Using the listing below, please gather every line containing the word "that".

%%

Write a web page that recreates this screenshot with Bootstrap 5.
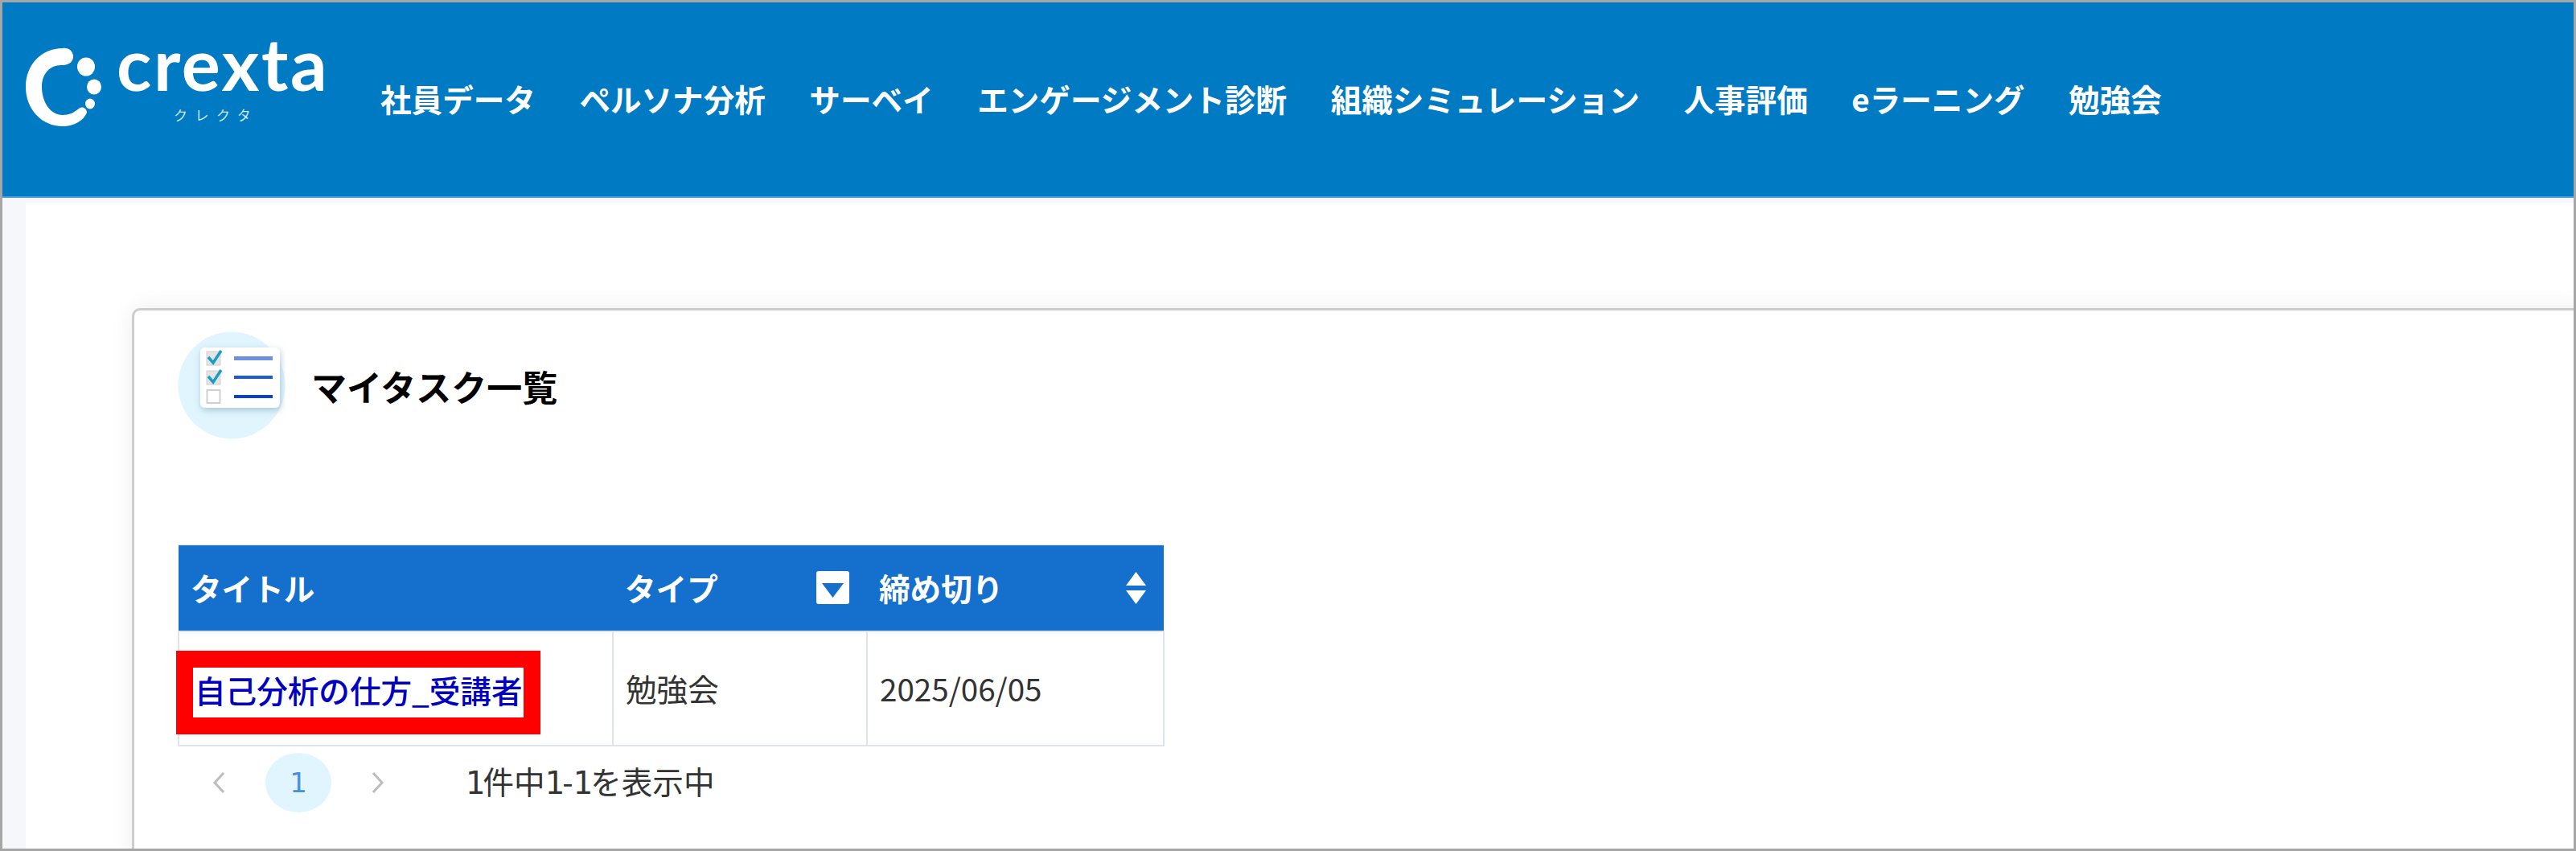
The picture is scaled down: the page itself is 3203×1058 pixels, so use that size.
<!DOCTYPE html>
<html lang="ja">
<head>
<meta charset="utf-8">
<title>マイタスク一覧</title>
<link href="https://cdn.jsdelivr.net/npm/bootstrap@5.3.0/dist/css/bootstrap.min.css" rel="stylesheet">
<style>
html, body { margin: 0; height: 100%; background: #fff; overflow: hidden; }
body { font-family: "Noto Sans CJK JP", "Noto Sans", sans-serif; color: #333; font-size: 38.6px; }
.frame { height: 1058px; border: 3px solid #a6a6a6; display: flex; flex-direction: column; overflow: hidden; }
.topbar { height: 243px; flex: none; background: #007bc3; border-bottom: 2px solid #4aa0d6; align-items: flex-start; padding: 0; flex-wrap: nowrap; justify-content: flex-start; }
.logo { width: 444px; height: 170px; flex: none; margin-top: 45px; margin-left: 26px; }
.logo-name { font-family: Lato, sans-serif; font-size: 90px; font-weight: 700; letter-spacing: 2.5px; line-height: 1; color: #fff; margin: -15px 0 0 116px; }
.logo-kana { font-size: 17px; letter-spacing: 9.500px; line-height: 1; color: #cfe6f5; margin: 11px 0 0 187px; white-space: nowrap; }
.logo-wrap { position: relative; }
.logo-mark { position: absolute; left: -26px; top: -45px; }
.topnav { gap: 54.500px; margin-top: 93px; flex-wrap: nowrap; flex-direction: row; }
.topnav .nav-link { color: #fff; font-weight: 700; font-size: 38.6px; line-height: 52px; padding: 0; white-space: nowrap; }
.stage { flex: 1 1 auto; min-height: 0; display: flex; background: #f6f7fb; padding: 6px 0 0 29px; }
.workspace { flex: 1 1 auto; background: #fff; padding: 131px 0 0 132px; min-width: 0; }
.task-card { margin: 0 -24px -60px 0; height: 720px; border: 3px solid #cdcdcd; border-radius: 10px; box-shadow: 0 0 28px rgba(0,0,0,.07); padding: 26px 0 0 54px; }
.task-head { display: flex; align-items: center; gap: 32px; height: 134px; margin-bottom: 131px; }
.task-title { font-size: 44px; font-weight: 700; color: #000; margin: 2px 0 0; line-height: 1.2; }
.task-table { width: 1227px; table-layout: fixed; margin: 0; border-color: #dfe3ea; border-width: 2px; }
.task-table th { background: #1470cc; color: #fff; font-weight: 700; height: 107px; padding: 0 22px 0 15px; vertical-align: middle; border-color: #dfe3ea; border-width: 0; line-height: 1; box-shadow: none; }
.task-table td { height: 142px; padding: 0 0 0 15px; vertical-align: middle; color: #333; border-width: 2px; border-color: #dfe3ea; line-height: 1.2; box-shadow: none; }
.col-a { width: 540px; }
.col-b { width: 316px; }
.head-cell { display: flex; align-items: center; justify-content: space-between; }
.task-link { display: inline-block; padding: 0 2px; height: 62px; line-height: 54px; color: #0000c0; font-weight: 500; text-decoration: none; outline: 21px solid #f00; white-space: nowrap; margin-left: 2px; margin-top: 10px; }
.pager-row { display: flex; align-items: center; margin: 8px 0 0 10px; height: 74px; }
.pager { margin: 0; gap: 18px; align-items: center; }
.pager .page-link { width: 82px; height: 74px; padding: 0; display: flex; align-items: center; justify-content: center; border: 0; background: transparent; color: #4a90d9; font-size: 34px; line-height: 1; font-family: "DejaVu Sans", sans-serif; }
.pager .page-item.active .page-link { background: #e1f5fe; color: #4a90d9; border-radius: 50%; }
.pager-info { margin-left: 68px; line-height: 1; color: #333; }
.footed-one { font-family: "DejaVu Sans", sans-serif; letter-spacing: -3px; }
</style>
</head>
<body>
<div class="frame">
  <nav class="navbar topbar">
    <div class="logo logo-wrap">
      <svg class="logo-mark" width="140" height="170" viewBox="0 0 140 170" aria-hidden="true">
        <g transform="translate(-3,-3)" fill="#fff">
          <path d="M78 60C52 60 32 80 32 108C32 136 52 157 78 157C92 157 104 150 108 140C108 134 102 132 98 135C92 140 86 143 78 143C62 143 52 126 52 108C52 92 62 80 78 81C86 81 92 76 91 69C90 63 85 59 78 60Z"/>
          <ellipse cx="107" cy="83" rx="11" ry="11.5"/>
          <ellipse cx="117" cy="108" rx="9" ry="9.500"/>
          <ellipse cx="112" cy="129" rx="6" ry="6.500"/>
        </g>
      </svg>
      <div class="logo-name">crexta</div>
      <div class="logo-kana">クレクタ</div>
    </div>
    <ul class="nav topnav">
      <li class="nav-item"><a class="nav-link" href="#">社員データ</a></li>
      <li class="nav-item"><a class="nav-link" href="#">ペルソナ分析</a></li>
      <li class="nav-item"><a class="nav-link" href="#">サーベイ</a></li>
      <li class="nav-item"><a class="nav-link" href="#">エンゲージメント診断</a></li>
      <li class="nav-item"><a class="nav-link" href="#">組織シミュレーション</a></li>
      <li class="nav-item"><a class="nav-link" href="#">人事評価</a></li>
      <li class="nav-item"><a class="nav-link" href="#">eラーニング</a></li>
      <li class="nav-item"><a class="nav-link" href="#">勉強会</a></li>
    </ul>
  </nav>
  <div class="stage">
    <main class="workspace">
      <section class="card task-card">
        <div class="task-head">
          <svg width="134" height="134" viewBox="0 0 134 134" aria-hidden="true">
            <defs><filter id="cardShadow" x="-20%" y="-20%" width="140%" height="140%"><feDropShadow dx="1" dy="3" stdDeviation="4" flood-color="#5f8aa5" flood-opacity=".45"/></filter></defs>
            <circle cx="67" cy="67" r="66.500" fill="#e1f5fe"/>
            <rect x="28" y="20" width="99" height="75" rx="6" fill="#fff" filter="url(#cardShadow)"/>
            <rect x="36" y="25" width="17" height="17" fill="#e4e4e4" stroke="#cfcfcf"/>
            <rect x="36" y="49" width="17" height="17" fill="#e4e4e4" stroke="#cfcfcf"/>
            <rect x="36.500" y="73" width="16" height="16" fill="#fff" stroke="#cfcfcf" stroke-width="2"/>
            <path d="M38 32l6 7 10-15" fill="none" stroke="#1a9fc4" stroke-width="3.500"/>
            <path d="M38 56l6 7 10-15" fill="none" stroke="#1a9fc4" stroke-width="3.500"/>
            <rect x="70" y="31" width="48" height="5" fill="#6f8fe0"/>
            <rect x="70" y="55" width="48" height="4" fill="#1d5bd6"/>
            <rect x="70" y="79" width="48" height="4" fill="#0f3fd0"/>
          </svg>
          <h1 class="task-title">マイタスク一覧</h1>
        </div>
        <table class="table table-bordered task-table">
          <colgroup><col class="col-a"><col class="col-b"><col></colgroup>
          <thead>
            <tr>
              <th>タイトル</th>
              <th>
                <div class="head-cell">タイプ
                  <svg width="41" height="41" viewBox="0 0 41 41" aria-hidden="true"><rect width="41" height="41" rx="3" fill="#fff"/><path d="M7 15H34L20.500 33Z" fill="#1470cc"/></svg>
                </div>
              </th>
              <th>
                <div class="head-cell">締め切り
                  <svg width="25" height="40" viewBox="0 0 25 40" aria-hidden="true"><path d="M12.500 0L25 17H0Z" fill="#fff"/><path d="M0 23H25L12.500 40Z" fill="#fff"/></svg>
                </div>
              </th>
            </tr>
          </thead>
          <tbody>
            <tr>
              <td><a class="task-link" href="#">自己分析の仕方_受講者</a></td>
              <td>勉強会</td>
              <td>2025/06/05</td>
            </tr>
          </tbody>
        </table>
        <div class="pager-row">
          <ul class="pagination pager">
            <li class="page-item"><a class="page-link" href="#" aria-label="前へ"><svg width="16" height="28" viewBox="0 0 16 28" aria-hidden="true"><path d="M14 2L3 14L14 26" fill="none" stroke="#bdbdbd" stroke-width="3"/></svg></a></li>
            <li class="page-item active"><a class="page-link" href="#">1</a></li>
            <li class="page-item"><a class="page-link" href="#" aria-label="次へ"><svg width="16" height="28" viewBox="0 0 16 28" aria-hidden="true"><path d="M2 2L13 14L2 26" fill="none" stroke="#bdbdbd" stroke-width="3"/></svg></a></li>
          </ul>
          <span class="pager-info"><span class="footed-one">1</span>件中<span class="footed-one">1</span>-<span class="footed-one">1</span>を表示中</span>
        </div>
      </section>
    </main>
  </div>
</div>
<script src="https://cdn.jsdelivr.net/npm/bootstrap@5.3.0/dist/js/bootstrap.bundle.min.js"></script>
</body>
</html>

%%

◆ Written response:
Write a web page that recreates this screenshot with Bootstrap 5.
The picture is scaled down: the page itself is 3203×1058 pixels, so use that size.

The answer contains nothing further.